** Set exercise **
All of the data that follows should be retyped exactly, please, except the pictures.
---- Given information
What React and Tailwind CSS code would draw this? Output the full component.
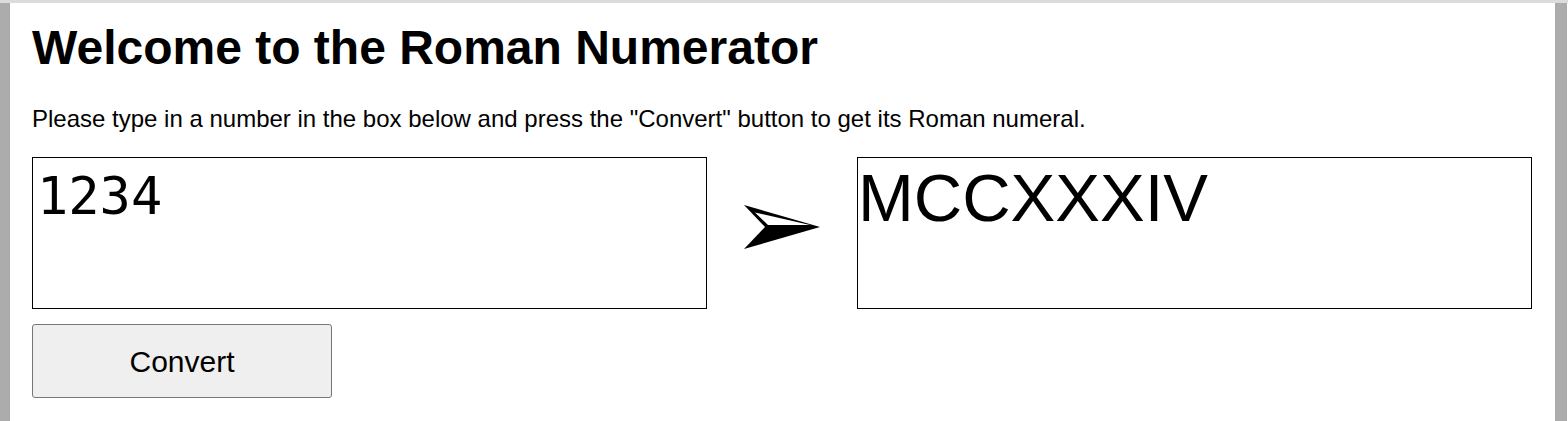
export default function App() {
  return (
    <div className="w-[1568px] h-[421px] bg-white border-t-[3px] border-[#dcdcdc] flex font-['Liberation_Sans',Arial,sans-serif] text-black">
      <div className="w-[10px] bg-[#acacac]" />
      <main className="flex-1 pl-[22px] pt-[17px]">
        <h1 className="text-[48px] font-bold leading-[55px]">Welcome to the Roman Numerator</h1>
        <p className="mt-[30px] text-[24px] leading-[28px]">
          Please type in a number in the box below and press the "Convert" button to get its Roman numeral.
        </p>
        <div className="mt-[24px] grid grid-cols-[675px_150px_675px]">
          <div className="h-[152px] border border-black pl-[4px] pt-[12px] font-['DejaVu_Sans_Mono',monospace] text-[52px] leading-[52px]">
            1234
          </div>
          <div className="flex items-center justify-center">
            <svg width="80" height="48" viewBox="0 0 80 48" className="mb-[12px]">
              <path d="M2 2 L78 24 L23 24 Z" fill="#000" />
              <path d="M13 9.5 L68 22 L26 22 Z" fill="#fff" />
              <path d="M23 24 L78 24 L2 46 Z" fill="#000" />
            </svg>
          </div>
          <div className="h-[152px] border border-black pt-[6px] text-[67px] leading-[67px]">MCCXXXIV</div>
        </div>
        <button className="mt-[15px] w-[300px] h-[74px] bg-[#efefef] border border-[#767676] rounded-[3px] text-[30px]">
          Convert
        </button>
      </main>
      <div className="w-[12px] bg-[#acacac]" />
      <div className="w-[1px]" />
    </div>
  );
}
--------
** Complete output **
What React and Tailwind CSS code would draw this? Output the full component.
export default function App() {
  return (
    <div className="w-[1568px] h-[421px] bg-white border-t-[3px] border-[#dcdcdc] flex font-['Liberation_Sans',Arial,sans-serif] text-black">
      <div className="w-[10px] bg-[#acacac]" />
      <main className="flex-1 pl-[22px] pt-[17px]">
        <h1 className="text-[48px] font-bold leading-[55px]">Welcome to the Roman Numerator</h1>
        <p className="mt-[30px] text-[24px] leading-[28px]">
          Please type in a number in the box below and press the "Convert" button to get its Roman numeral.
        </p>
        <div className="mt-[24px] grid grid-cols-[675px_150px_675px]">
          <div className="h-[152px] border border-black pl-[4px] pt-[12px] font-['DejaVu_Sans_Mono',monospace] text-[52px] leading-[52px]">
            1234
          </div>
          <div className="flex items-center justify-center">
            <svg width="80" height="48" viewBox="0 0 80 48" className="mb-[12px]">
              <path d="M2 2 L78 24 L23 24 Z" fill="#000" />
              <path d="M13 9.5 L68 22 L26 22 Z" fill="#fff" />
              <path d="M23 24 L78 24 L2 46 Z" fill="#000" />
            </svg>
          </div>
          <div className="h-[152px] border border-black pt-[6px] text-[67px] leading-[67px]">MCCXXXIV</div>
        </div>
        <button className="mt-[15px] w-[300px] h-[74px] bg-[#efefef] border border-[#767676] rounded-[3px] text-[30px]">
          Convert
        </button>
      </main>
      <div className="w-[12px] bg-[#acacac]" />
      <div className="w-[1px]" />
    </div>
  );
}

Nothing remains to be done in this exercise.